Without having seen the Lubienskis' research, he points out that raw scores have typically shown the country's 6 million private school students, who make up 11.5 percent of US schoolchildren, outperforming public school students.
But others say the results are not that surprising.
"We would conclude, on the basis of perhaps 15 years of research, that there's nothing magic about privatization," says Henry Levin, a professor of economics and education at Columbia University's Teachers College in New York, and director of the National Center for the Study of Privatization in Education.
For the most part, he says, the academic benefits of attending a public or a private school have been relatively small, when compared in studies.
Certainly the stubborn gap between the academic achievement of white and minority students across the board is greater than the gap between public and private school performances.
That's a salient point for those who oppose the idea of privatization as a cure for the ills of US public education. Unless private schools have a measurably better track record than public schools, it's hard to argue that privatizing education will necessarily boost performance for all students.
"The bigger picture here," says Professor Levin, "and I don't care which good study you look at - the [differences in public and private school] results are tiny."
By way of example, Levin cites a comprehensive 2002 study that examined public and private schools in Latin America.
There, raw test scores favored private schools. But once student socioeconomic status was taken into account, that advantage shrank - as the Lubienskis had found. After the study factored in what is called "peer effect" - the influence of other students and school environment - the overall difference across 10 countries was zero; achievement at public and private schools was equal.
In the end, says Levin, ideology often trumps research and drives the debate, with proponents on either side highlighting only data that support their case.
Chances are, the Lubienskis' study won't have much impact on the choices that parents make.
"When parents make decisions about schools," says Mr. McTighe of CAPE, "they don't compare these constructed statistical abstracts. They look at a particular school in a particular neighborhood and ask: Is that school the right match for my child?"
Often, intangibles - a safe environment and caring staff or a culture that embraces and reflects a family's values - influence the decision as much as test scores.
And public opinion about the quality of schools is nuanced.
According to a 1999 Public Agenda poll, 52 percent of parents said private schools generally provide a better education.
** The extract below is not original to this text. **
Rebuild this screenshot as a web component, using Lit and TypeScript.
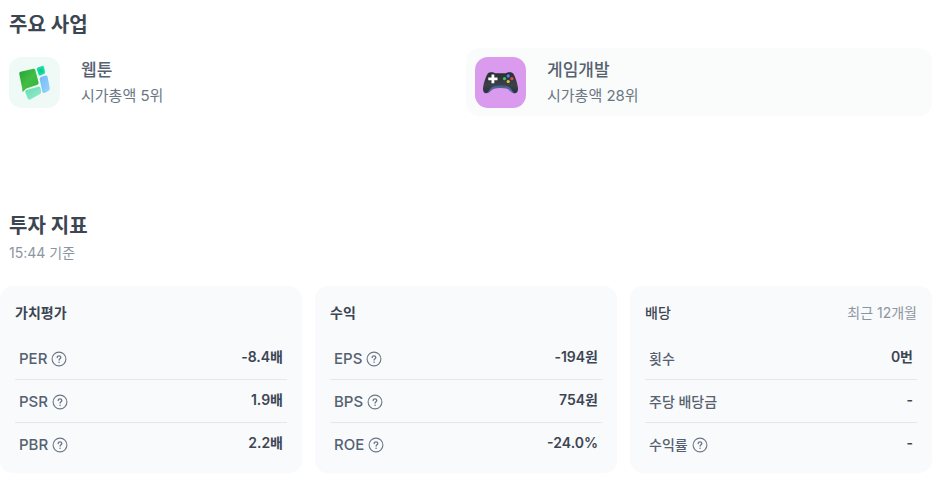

Only 19 percent thought a public education was better.
Yet many parents still hold public schools in high regard. The annual Phi Delta Kappa/ Gallup Poll of the Public's Attitude Toward the Public Schools has, since 1983, consistently reported parents giving public schools high marks - in the "A" and "B" range. The closer a parent is to the school, the better the grade.
If nothing else, the Lubienskis' findings are "a nice thing for the public schools to hear," says Kathy Christie of the nonpartisan Education Commission of the States in Denver. "It's most validating in that way."